Isso também favorece o brilhantismo da atuação de Noah Galvin, com seu personagem Glenn, um contrarregra da terceira geração de ajudantes do acampamento, que tem um arco emocionante e revelador. Rebecca-Diane (Molly Gordon) e Amos (Ben Platt) são os professores de drama e musical que nutrem um relacionamento codependente. Há ainda uma breve participação da mulher que mais trabalhou em 2023, Ayo Edebiri no papel da falsa professora de encenação contratada pelo bobalhão Troy (Jimmy Tatro), responsável por ser os olhos do espectador nesse novo ambiente.

O filme se propõe a ser uma homenagem ao teatro, tanto o infantil como o teatro nas suas nuances, inclusive o musical sendo o destaque. Todo mundo que canta, algumas crianças e os protagonistas, cantam bem e não creio que dê para afirmar que são bons cantores, pois são outras técnicas e estilos, mas é possível afirmar com alguma facilidade que são bons atores que cantam, e cantam bem. As músicas seguem o padrão clássico de musicais, não há toda a riqueza de acordes e técnicas, mas é eficiente no que se propõe. O segundo ato em que se concentram os ensaios e a preparação para o grand finale, explora os dramas individuais e coletivos dos protagonistas e dos desafios daquele ambiente, além de ser um prato cheio de grandes referências do teatro clássico da Broadway.

Os créditos parecem ser em torno da admiração dos realizadores e do senso de pertencimento que todos envolvidos no projeto têm um pelo outro e pelo extenso universo teatral. É muito cativante acompanhar essa história e ver pessoas tão jovens envolvidas e dedicadas ao cinema e ao teatro. A leveza com que brincam entre si e sobre os temas, é mérito do roteiro, mas falar do roteiro é falar de todos que estão em tela. Existe algo apaixonante em Acampamento de Teatro que é a facilidade em lidar com o lúdico, com o absurdo e com as ‘’regras’’ do teatro amador ou de oficina. Ele brinca com sonhos, comunica algo novo, mas não tão novo assim, e usa as brechas estéticas do cinema para convocar, ainda que um pequeno público, a se aventurar através da comédia num universo plural como o teatro e o atrasado cinema quando o assunto é pluralidade.

Acampamento de Teatro é uma comédia, um musical e um falso documentário que brinca com a clássica história de recuperação e manutenção de um legado.

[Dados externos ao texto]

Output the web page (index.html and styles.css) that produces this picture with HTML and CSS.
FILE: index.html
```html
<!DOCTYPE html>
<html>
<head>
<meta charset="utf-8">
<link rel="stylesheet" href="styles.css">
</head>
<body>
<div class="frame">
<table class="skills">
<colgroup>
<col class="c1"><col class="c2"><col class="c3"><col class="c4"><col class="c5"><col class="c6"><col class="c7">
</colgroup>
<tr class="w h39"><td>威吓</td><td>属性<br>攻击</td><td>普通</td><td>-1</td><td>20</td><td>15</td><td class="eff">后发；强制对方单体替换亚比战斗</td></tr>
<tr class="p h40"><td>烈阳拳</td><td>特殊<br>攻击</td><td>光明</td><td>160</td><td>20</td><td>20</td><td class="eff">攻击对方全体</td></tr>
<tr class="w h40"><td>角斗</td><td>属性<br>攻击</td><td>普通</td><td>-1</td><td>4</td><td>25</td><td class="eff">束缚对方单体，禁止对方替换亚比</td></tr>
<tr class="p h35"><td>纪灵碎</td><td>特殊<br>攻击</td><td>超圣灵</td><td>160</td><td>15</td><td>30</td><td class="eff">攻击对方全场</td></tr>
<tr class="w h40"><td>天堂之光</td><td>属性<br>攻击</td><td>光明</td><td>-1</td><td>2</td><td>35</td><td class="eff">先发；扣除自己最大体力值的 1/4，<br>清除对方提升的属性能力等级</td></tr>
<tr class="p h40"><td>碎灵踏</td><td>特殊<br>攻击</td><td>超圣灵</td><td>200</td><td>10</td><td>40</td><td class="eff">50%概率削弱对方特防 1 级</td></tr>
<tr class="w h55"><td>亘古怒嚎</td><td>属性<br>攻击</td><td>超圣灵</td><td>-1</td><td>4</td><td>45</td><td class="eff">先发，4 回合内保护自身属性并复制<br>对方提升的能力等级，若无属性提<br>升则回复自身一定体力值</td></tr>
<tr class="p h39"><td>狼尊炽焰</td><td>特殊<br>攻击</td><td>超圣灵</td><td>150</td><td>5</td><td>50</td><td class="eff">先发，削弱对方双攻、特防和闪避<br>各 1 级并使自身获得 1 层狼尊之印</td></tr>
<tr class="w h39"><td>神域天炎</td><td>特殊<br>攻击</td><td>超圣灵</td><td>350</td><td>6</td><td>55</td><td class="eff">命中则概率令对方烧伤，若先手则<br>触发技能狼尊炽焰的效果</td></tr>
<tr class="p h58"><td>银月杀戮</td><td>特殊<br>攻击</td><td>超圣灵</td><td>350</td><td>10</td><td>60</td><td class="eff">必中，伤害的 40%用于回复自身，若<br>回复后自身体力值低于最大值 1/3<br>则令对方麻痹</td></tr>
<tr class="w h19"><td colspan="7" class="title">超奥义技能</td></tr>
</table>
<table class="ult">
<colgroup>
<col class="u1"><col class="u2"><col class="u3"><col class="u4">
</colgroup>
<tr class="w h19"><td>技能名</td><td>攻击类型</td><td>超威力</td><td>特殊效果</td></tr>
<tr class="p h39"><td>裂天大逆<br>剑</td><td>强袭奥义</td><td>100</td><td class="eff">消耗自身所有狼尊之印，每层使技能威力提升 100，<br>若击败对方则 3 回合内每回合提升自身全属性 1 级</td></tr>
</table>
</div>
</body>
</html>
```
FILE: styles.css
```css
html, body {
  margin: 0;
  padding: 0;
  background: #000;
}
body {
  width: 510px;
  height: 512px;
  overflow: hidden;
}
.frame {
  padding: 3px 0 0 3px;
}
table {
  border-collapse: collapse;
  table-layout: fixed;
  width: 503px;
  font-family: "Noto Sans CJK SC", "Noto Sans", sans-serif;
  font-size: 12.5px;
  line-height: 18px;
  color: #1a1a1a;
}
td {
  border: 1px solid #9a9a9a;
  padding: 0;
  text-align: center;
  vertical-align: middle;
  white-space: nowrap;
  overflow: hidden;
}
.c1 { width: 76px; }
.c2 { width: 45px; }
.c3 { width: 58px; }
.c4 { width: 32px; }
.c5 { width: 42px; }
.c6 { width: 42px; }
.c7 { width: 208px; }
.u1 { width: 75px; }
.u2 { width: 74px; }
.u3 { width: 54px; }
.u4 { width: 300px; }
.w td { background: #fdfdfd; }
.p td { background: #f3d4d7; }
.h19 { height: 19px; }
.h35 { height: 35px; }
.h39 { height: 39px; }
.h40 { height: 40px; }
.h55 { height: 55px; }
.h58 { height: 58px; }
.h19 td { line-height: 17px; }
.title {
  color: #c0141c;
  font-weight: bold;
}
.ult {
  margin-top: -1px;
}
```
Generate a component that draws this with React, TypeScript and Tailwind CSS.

As poucas músicas presentes são bem-produzidas e capturam a empatia até daqueles que não gostam de cantoria no cinema. A ótima escalação do elenco infantil e a sinergia dos adultos multitarefas é o maior mérito do projeto, e a paixão da produção extrapola – no melhor dos sentidos – para o roteiro, que aproveita para divertir colocando nos ombros de crianças de 10 anos em férias, a responsabilidade de uma arte milenar que é o teatro. Tudo isso, ainda que haja alguns deslizes, serve a um único propósito muito claro: homenagear o teatro em suas origens, contar dos perrengues e alegrias da arte, descobrir os talentos escondidos que precisam de oportunidade e a honesta obsessão em fazer o teatro sobreviver.